Depuis plusieurs saisons, les relations entre les instances du foot et les supporters sont extrêmement difficiles. Les groupes Ultras, regroupant les fans les plus fervents, déploient à intervalles réguliers des banderoles pour se plaindre du traitement selon eux injustifié que leur réservent les autorités publiques. Ces dernières années, les interdictions de déplacement se sont ainsi multipliées, notamment dans le cadre de l’état d’urgence. "Les supporters ont le sentiment, de manière générale, d’être martyrisés par les autorités sportives et publiques", explique Nicolas Hourcade, sociologue et spécialiste des supporters interrogé par Europe 1.

L’Association nationale des supporters (ANS) a ainsi dénoncé un dialogue "actuellement inexistant" entre les instances et les fans, dans une lettre ouverte adressée à la Ligue de foot professionnel (LFP) publiée vendredi, la veille des incidents à Metz. "Il ne s’agit pas de stigmatiser l’ensemble des supporters, mais d’être capable d’identifier et de sanctionner les fauteurs de troubles. Pour gérer ces débordements, il faut combiner la répression et la prévention. Tout l’enjeu est de garder un dialogue fort avec eux pour éviter les problèmes. Or, ce qu’on peut reprocher au football français, c’est de ne pas avoir cette stratégie de travail préventif", estime Nicolas Hourcade.
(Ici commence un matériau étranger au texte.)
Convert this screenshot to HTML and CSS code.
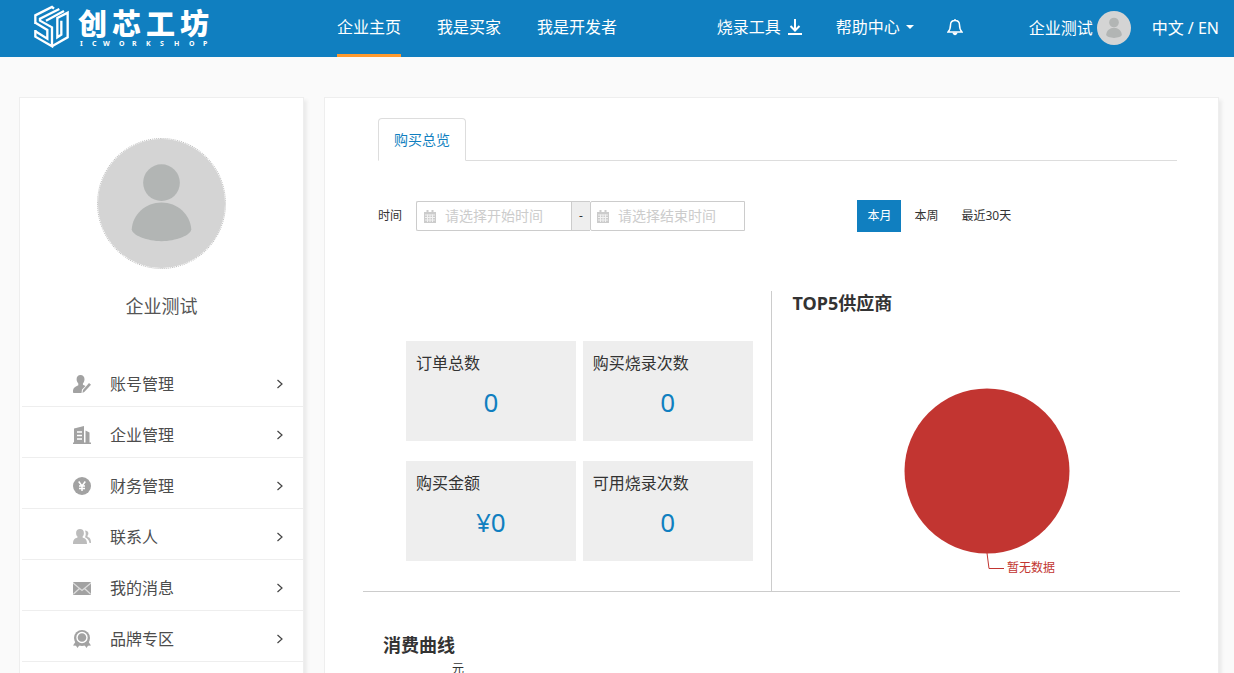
FILE: index.html
```html
<!DOCTYPE html>
<html lang="zh-CN">
<head>
<meta charset="utf-8">
<title>创芯工坊</title>
<link rel="stylesheet" href="styles.css">
</head>
<body>
<svg class="sprite" aria-hidden="true">
  <symbol id="person" viewBox="0 0 128 130">
    <circle cx="64" cy="44" r="18.500"/>
    <path d="M34 91C35 76 48 64 64 64S93 76 94 91C94 97 78 103 64 103S34 97 34 91Z"/>
  </symbol>
  <symbol id="chevron" viewBox="0 0 8 10"><path d="M1.500 1L6 5L1.500 9" fill="none" stroke="#444" stroke-width="1.200"/></symbol>
  <symbol id="calendar" viewBox="0 0 12 13">
    <path d="M0 2h12v11H0z"/><path d="M2.500 0h2v3h-2zM7.500 0h2v3h-2z"/>
    <path d="M1 5h10M1 7.500h10M1 10h10M3.500 4.500v7.500M6 4.500v7.500M8.500 4.500v7.500" stroke="#fff" stroke-width="1" opacity=".75"/>
  </symbol>
</svg>

<header class="topbar">
  <a class="logo" href="#" aria-label="创芯工坊">
    <svg width="180" height="54" viewBox="0 0 180 54">
      <g transform="translate(-13 0) scale(.3333)" fill="none" stroke="#fff" stroke-width="7">
        <path d="M46 72V46L96 21L102 26"/>
        <path d="M46 68L82 90V116L46 94"/>
        <path d="M46 90V110L96 139V82L60 62V56L118 27"/>
        <path d="M78 62L132 33"/>
        <path d="M96 139L143 112V38L112 54V112L124 104V62"/>
      </g>
      <text class="logo-name" x="45 79 113 147" y="35">创芯工坊</text>
      <text class="logo-sub" x="47 59 70 86 99 113 127 141 156 170" y="46">ICWORKSHOP</text>
    </svg>
  </a>
  <nav class="main-nav">
    <a class="active" href="#">企业主页</a>
    <a href="#">我是买家</a>
    <a href="#">我是开发者</a>
  </nav>
  <nav class="tools">
    <a href="#">烧录工具
      <svg width="16" height="16" viewBox="0 0 16 16" fill="none" stroke="#fff" stroke-width="2"><path d="M8 0v11M3.500 7L8 11.500L12.500 7M1 15h14"/></svg>
    </a>
    <a href="#">帮助中心
      <svg width="8" height="4" viewBox="0 0 8 4" fill="#fff"><path d="M0 0h8L4 4z"/></svg>
    </a>
    <a href="#" aria-label="通知">
      <svg width="16" height="18" viewBox="0 0 16 18" fill="none" stroke="#fff" stroke-width="1.500"><path d="M8 1v1.500M1 14c2-2 2.500-3.500 2.500-7C3.500 4 5.500 2.500 8 2.500S12.500 4 12.500 7c0 3.500.5 5 2.500 7z"/><path d="M5.500 14.500h5C10 18 6 18 5.500 14.500z" fill="#fff" stroke="none"/></svg>
    </a>
  </nav>
  <div class="account">
    <a class="user" href="#">企业测试 <svg class="mini-avatar"><use href="#person"/></svg></a>
    <a href="#">中文 / EN</a>
  </div>
</header>

<div class="layout">
  <aside class="card sidebar">
    <svg class="avatar"><use href="#person"/></svg>
    <h2 class="company">企业测试</h2>
    <nav class="menu">
      <a href="#">
        <svg class="icon" viewBox="0 0 18 18"><path d="M7.500 0C10 0 11.500 1.700 11.500 4.200c0 2-.8 3.200-1.600 4.200v1.400l2.600 1.200L9 14.500 8.500 18H1c-.7 0-1-.4-1-1.200 0-3.800 1.500-4.800 5.300-6.600V8.400C4.300 7.300 3.600 6 3.600 4.200 3.600 1.700 5 0 7.500 0z"/><path d="M16 8l2 1.800-6.500 7L9.500 18l.5-3z"/></svg>
        <span>账号管理</span><svg class="chevron"><use href="#chevron"/></svg>
      </a>
      <a href="#">
        <svg class="icon" viewBox="0 0 18 18"><path d="M0 16.500h1V2.500L11 0v16.500h1.500V4.500l4 2v10H18V18H0z"/><path d="M4 6h5M4 9.500h5M4 13h5" stroke="#fff" stroke-width="1.500"/></svg>
        <span>企业管理</span><svg class="chevron"><use href="#chevron"/></svg>
      </a>
      <a href="#">
        <svg class="icon" viewBox="0 0 18 18"><circle cx="9" cy="9" r="9"/><path d="M5.700 4.500L9 9l3.300-4.500M9 9v5M6 9h6M6 11.500h6" fill="none" stroke="#fff" stroke-width="1.500"/></svg>
        <span>财务管理</span><svg class="chevron"><use href="#chevron"/></svg>
      </a>
      <a href="#">
        <svg class="icon pale" viewBox="0 0 18 18"><path d="M7 1c2.500 0 3.900 1.600 3.900 3.900 0 1.700-.6 2.800-1.300 3.600v1C12.500 10.600 14 11.500 14 16H0c0-4.500 1.500-5.400 4.500-6.500v-1C3.700 7.700 3.100 6.600 3.100 4.900 3.100 2.600 4.500 1 7 1z"/><path d="M12 2.500c3 0 4.500 2.800 2.500 5.300v1c2.500 1 3.500 2.200 3.500 6.200h-1.500C16 12 14.500 10.500 12 9.300c1-2.300 1-4.500 0-6.800z"/></svg>
        <span>联系人</span><svg class="chevron"><use href="#chevron"/></svg>
      </a>
      <a href="#">
        <svg class="icon" viewBox="0 0 18 18"><rect y="3" width="18" height="13" rx="1"/><path d="M0 4l9 7.500L18 4M0.500 15L6.500 9.500M17.500 15L11.500 9.500" fill="none" stroke="#ddd" stroke-width="1.300"/></svg>
        <span>我的消息</span><svg class="chevron"><use href="#chevron"/></svg>
      </a>
      <a href="#">
        <svg class="icon" viewBox="0 0 18 18"><path d="M3 11L0 15.500l3 .2L4.500 18 8 13h2l3.500 5 1.500-2.300 3-.2L15 11z"/><circle cx="9" cy="8" r="8"/><circle cx="9" cy="7.500" r="5" fill="none" stroke="#fff" stroke-width="1.400"/></svg>
        <span>品牌专区</span><svg class="chevron"><use href="#chevron"/></svg>
      </a>
    </nav>
  </aside>

  <main class="card content">
    <div class="tabs"><a class="tab" href="#">购买总览</a></div>

    <form class="filters">
      <div class="range">
        <label for="start">时间</label>
        <div class="field"><svg class="cal"><use href="#calendar"/></svg><input id="start" type="text" placeholder="请选择开始时间"></div>
        <span class="dash">-</span>
        <div class="field last"><svg class="cal"><use href="#calendar"/></svg><input type="text" aria-label="结束时间" placeholder="请选择结束时间"></div>
      </div>
      <div class="periods">
        <button class="on" type="button">本月</button>
        <button type="button">本周</button>
        <button type="button">最近30天</button>
      </div>
    </form>

    <section class="summary">
      <div class="stats">
        <div class="stat"><h3>订单总数</h3><p>0</p></div>
        <div class="stat"><h3>购买烧录次数</h3><p>0</p></div>
        <div class="stat"><h3>购买金额</h3><p>¥0</p></div>
        <div class="stat"><h3>可用烧录次数</h3><p>0</p></div>
      </div>
      <div class="suppliers">
        <h2>TOP5供应商</h2>
        <svg class="pie" width="300" height="204" viewBox="0 0 300 204">
          <circle cx="151" cy="95" r="82.500" fill="#c23531"/>
          <path d="M151 177L153 192.500H168" fill="none" stroke="#c23531"/>
          <text x="171" y="196">暂无数据</text>
        </svg>
      </div>
    </section>

    <section class="curve">
      <h2>消费曲线</h2>
      <p>元</p>
    </section>
  </main>
</div>
</body>
</html>
```
FILE: styles.css
```css
* { box-sizing: border-box; }

body {
  display: flex;
  flex-direction: column;
  height: 100vh;
  margin: 0;
  overflow: hidden;
  background: #fafafa;
  color: #333;
  font: 16px/24px "Noto Sans", "Noto Sans CJK SC", sans-serif;
}

h2, h3, p { margin: 0; }
a { color: inherit; text-decoration: none; }
svg { flex: none; }
.sprite { position: absolute; width: 0; height: 0; }

/* Top bar */
.topbar {
  display: flex;
  flex: none;
  height: 57px;
  padding: 0 15px 0 33px;
  background: #107fc0;
  color: #fff;
}
.logo { width: 304px; }
.logo svg { display: block; }
.logo-name { font: 900 29px "Noto Sans CJK SC", sans-serif; fill: #fff; }
.logo-sub { font: 700 7px "Noto Sans", sans-serif; fill: #fff; }
.main-nav { display: flex; gap: 36px; }
.main-nav a { padding-top: 15px; white-space: nowrap; }
.main-nav .active { border-bottom: 3px solid #ff9a2e; }
.tools { display: flex; gap: 33px; margin-left: auto; height: 54px; }
.tools a { display: flex; align-items: center; gap: 6px; white-space: nowrap; }
.account { display: flex; gap: 21px; height: 56px; align-items: center; margin-left: 66px; white-space: nowrap; }
.user { display: flex; align-items: center; gap: 4px; }
.mini-avatar { width: 34px; height: 34px; border-radius: 50%; background: #d4d4d4; fill: #b2b5b4; }

/* Page columns */
.layout {
  display: grid;
  flex: 1;
  grid-template-columns: 285px 1fr;
  gap: 20px;
  min-height: 0;
  padding: 40px 15px 0 19px;
}
.card {
  border: 1px solid #eee;
  border-bottom: 0;
  background: #fff;
  box-shadow: 3px 3px 3px #ececec;
}

/* Sidebar */
.sidebar { display: flex; flex-direction: column; align-items: center; padding-top: 40px; }
.avatar {
  width: 129px;
  height: 131px;
  border: 1px dotted #bbb;
  border-radius: 50%;
  background: #d4d4d4 content-box;
  fill: #b2b5b4;
}
.company { margin-top: 25px; color: #555; font-size: 18px; font-weight: 400; }
.menu { align-self: stretch; margin-top: 38px; padding-left: 2px; }
.menu a {
  display: flex;
  align-items: center;
  height: 51px;
  padding: 6px 19px 0 51px;
  border-bottom: 1px solid #eee;
  color: #4c4c4c;
}
.icon { width: 18px; height: 18px; margin-right: 19px; fill: #a2a2a2; }
.icon.pale { fill: #bcbcbc; }
.chevron { width: 8px; height: 10px; margin-left: auto; }

/* Content */
.content { padding: 20px 38px 0; }
.tabs { display: flex; height: 43px; margin: 0 3px 0 15px; border-bottom: 1px solid #ddd; }
.tab {
  height: 43px;
  padding: 9px 15px;
  border: 1px solid #ddd;
  border-bottom-color: #fff;
  border-radius: 4px 4px 0 0;
  color: #107fc0;
  font-size: 14px;
}

.filters {
  display: grid;
  grid-template-columns: 60% 1fr;
  align-items: center;
  margin: 39px 3px 0 15px;
  font-size: 12px;
}
.range { display: flex; height: 30px; line-height: 30px; }
.range label { width: 38px; }
.field {
  display: flex;
  align-items: center;
  width: 155px;
  padding-left: 7px;
  border: 1px solid #ccc;
  border-right: 0;
  border-radius: 2px 0 0 2px;
}
.field.last { padding-left: 6px; border-right: 1px solid #ccc; }
.cal { width: 12px; height: 13px; fill: #ccc; }
.field input {
  width: 120px;
  margin-left: 9px;
  padding: 0;
  border: 0;
  outline: 0;
  background: none;
  color: #333;
  font: inherit;
  font-size: 14px;
}
.field input::placeholder { color: #ccc; }
.dash {
  width: 19px;
  border: 1px solid #ccc;
  border-right: 0;
  background: #eee;
  line-height: 28px;
  text-align: center;
}
.periods { display: flex; gap: 3px; }
.periods button {
  height: 32px;
  padding: 0 10px;
  border: 0;
  background: none;
  color: #333;
  font: inherit;
}
.periods .on { background: #107fc0; color: #fff; }

.summary {
  display: grid;
  grid-template-columns: 1fr 1fr;
  margin-top: 59px;
  border-bottom: 1px solid #ccc;
}
.stats {
  display: grid;
  grid-template-columns: 1fr 1fr;
  gap: 20px 7px;
  padding: 50px 18px 30px 43px;
  border-right: 1px solid #ccc;
}
.stat { height: 100px; padding: 10px; background: #eee; }
.stat h3 { font-size: 16px; font-weight: 400; }
.stat p { margin-top: 11px; color: #107fc0; font-size: 26px; line-height: 32px; text-align: center; }
.suppliers { padding-left: 21px; }
.suppliers h2, .curve h2 { font-size: 18px; font-weight: 700; }
.pie { display: block; margin: 61px auto 0; }
.pie text { fill: #c23531; font-size: 12px; }

.curve { padding: 41px 20px 0; }
.curve p { margin-left: 69px; font-size: 12px; }
```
  • Un dégel relatif mais réel

Pourtant, ces derniers mois ont donné lieu à de réelles avancées. L’adoption de la loi du 10 mai 2016 "renforçant le dialogue avec les supporters et la lutte contre le hooliganisme" a non seulement renforcé le volet répressif, mais également préventif. Le texte prévoit ainsi la création d’une instance nationale du supportérisme, ainsi que la mise en place dans chaque club professionnel de "référents" chargés d’assurer le dialogue avec les supporters. Autre symbole du dégel entre instances et fans : le spectaculaire retour des Ultras du PSG, après des années de mise au banc.  

"On est au milieu du gué : le dialogue est en train de s’enclencher, mais pas aussi vite que certains supporters le souhaiteraient", nuance Nicolas Hourcade. "La relation de confiance est en train de s’établir, mais lentement, car en France il n’y a pas de tradition de l’échange entre les clubs, les supporters et les autorités."

  • Un risque de rupture de dialogue entre fans et instances ?

Les incidents à Metz peuvent donc faire craindre une rupture de dialogue entre fans et instances, surtout que ces débordements ne sont pas un cas isolé. Depuis le début de la saison, des heurts ont opposé Montpelliérains et Marseillais ou encore Rennais et Toulousains, des supporters nantais mécontents ont tenté de s’en prendre à leurs dirigeants, et 41 fans lillois, voulant en découdre avec des Bordelais, ont été interpellés et placés en garde à vue. "Oui, il faut des sanctions, mais il ne faut pas jeter le bébé avec l’eau du bain. Remettre en cause tout le travail avec les supporters à cause de quelques un n’est pas la solution", juge Nicolas Hourcade.

Dès lors, supporters, clubs et autorités pourraient prendre exemple sur le voisin allemand. "En Allemagne, ils arrivent à combiner le fait d’assurer une sécurité autour des matches, même si il peut y avoir des incidents, et des stades remplis (42.000 spectateurs de moyenne par match en Bundesliga, le double de la Ligue 1, ndlr). Si on écarte tous les supporters actifs, il n’y aura plus personne dans les stades, et alors ça n’aura servi à rien de construire des stades de 40.000 places". Malgré la construction d’enceintes ultra-modernes pour l’Euro 2016, la moyenne de spectateur en Ligue 1 reste stable cette saison. Loin, très loin de nos voisins d’outre-Rhin.